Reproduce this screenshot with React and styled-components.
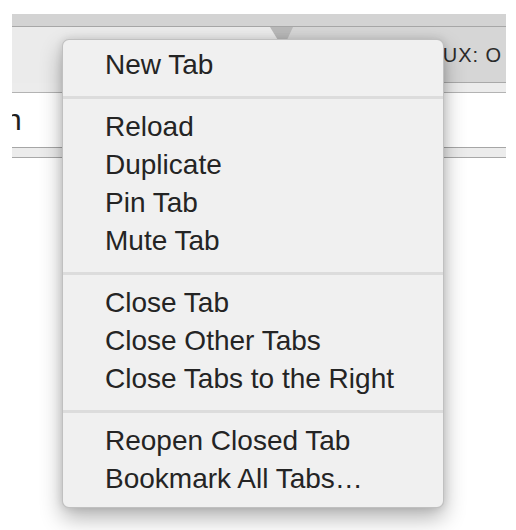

■ ■ ■ ■ ■ ■ ■

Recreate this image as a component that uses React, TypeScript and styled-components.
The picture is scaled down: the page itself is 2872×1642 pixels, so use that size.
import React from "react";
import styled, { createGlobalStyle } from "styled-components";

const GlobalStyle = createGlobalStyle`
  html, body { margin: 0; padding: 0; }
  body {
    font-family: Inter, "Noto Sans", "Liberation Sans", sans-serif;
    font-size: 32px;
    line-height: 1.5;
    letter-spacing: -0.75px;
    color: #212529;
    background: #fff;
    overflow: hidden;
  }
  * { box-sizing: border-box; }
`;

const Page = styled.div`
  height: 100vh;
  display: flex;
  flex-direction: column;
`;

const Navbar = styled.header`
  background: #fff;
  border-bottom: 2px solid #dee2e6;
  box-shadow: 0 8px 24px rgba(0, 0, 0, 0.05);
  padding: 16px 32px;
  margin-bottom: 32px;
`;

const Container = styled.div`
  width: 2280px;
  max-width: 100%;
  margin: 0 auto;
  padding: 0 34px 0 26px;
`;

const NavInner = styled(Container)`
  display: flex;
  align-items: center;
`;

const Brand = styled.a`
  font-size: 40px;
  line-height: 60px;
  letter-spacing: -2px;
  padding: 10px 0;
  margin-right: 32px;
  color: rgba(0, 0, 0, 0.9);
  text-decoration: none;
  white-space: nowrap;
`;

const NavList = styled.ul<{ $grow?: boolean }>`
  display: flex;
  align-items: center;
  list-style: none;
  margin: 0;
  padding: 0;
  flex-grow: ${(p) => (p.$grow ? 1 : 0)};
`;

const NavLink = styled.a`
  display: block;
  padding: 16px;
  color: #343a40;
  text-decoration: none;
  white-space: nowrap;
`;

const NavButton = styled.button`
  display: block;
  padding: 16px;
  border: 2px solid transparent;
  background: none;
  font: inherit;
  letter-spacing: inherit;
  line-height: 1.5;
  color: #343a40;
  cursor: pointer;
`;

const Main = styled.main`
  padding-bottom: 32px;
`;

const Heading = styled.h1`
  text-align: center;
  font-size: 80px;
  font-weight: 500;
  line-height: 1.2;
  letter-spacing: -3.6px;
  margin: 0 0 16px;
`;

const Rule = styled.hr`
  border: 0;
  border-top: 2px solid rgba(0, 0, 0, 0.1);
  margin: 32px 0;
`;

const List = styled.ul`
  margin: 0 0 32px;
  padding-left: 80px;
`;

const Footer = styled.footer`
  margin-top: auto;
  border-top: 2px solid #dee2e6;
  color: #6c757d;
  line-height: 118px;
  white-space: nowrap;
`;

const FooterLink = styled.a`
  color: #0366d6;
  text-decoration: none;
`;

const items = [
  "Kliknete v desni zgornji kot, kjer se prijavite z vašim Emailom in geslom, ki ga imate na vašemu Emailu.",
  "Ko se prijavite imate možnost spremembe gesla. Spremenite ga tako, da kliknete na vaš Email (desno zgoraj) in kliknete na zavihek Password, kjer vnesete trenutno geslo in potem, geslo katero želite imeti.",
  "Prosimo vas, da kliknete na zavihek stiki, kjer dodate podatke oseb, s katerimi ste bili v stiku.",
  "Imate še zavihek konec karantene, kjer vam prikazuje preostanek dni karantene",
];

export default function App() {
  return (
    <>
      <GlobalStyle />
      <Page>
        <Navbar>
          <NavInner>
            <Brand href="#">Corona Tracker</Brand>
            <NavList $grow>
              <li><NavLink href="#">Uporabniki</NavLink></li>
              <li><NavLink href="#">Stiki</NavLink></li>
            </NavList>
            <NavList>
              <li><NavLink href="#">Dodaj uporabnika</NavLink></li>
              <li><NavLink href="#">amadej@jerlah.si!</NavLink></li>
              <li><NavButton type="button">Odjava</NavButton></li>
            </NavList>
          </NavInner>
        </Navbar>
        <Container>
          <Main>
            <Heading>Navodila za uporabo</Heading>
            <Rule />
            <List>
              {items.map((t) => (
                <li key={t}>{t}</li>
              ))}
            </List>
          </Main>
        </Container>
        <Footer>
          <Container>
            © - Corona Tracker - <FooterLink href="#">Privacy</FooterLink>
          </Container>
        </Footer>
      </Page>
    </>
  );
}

■ ■ ■ ■ ■ ■ ■

§ **TASK DETAILS**
Indicate how many lines of the material include the word "components"; the number alone is required.

§ **SOLVED PROBLEM**
3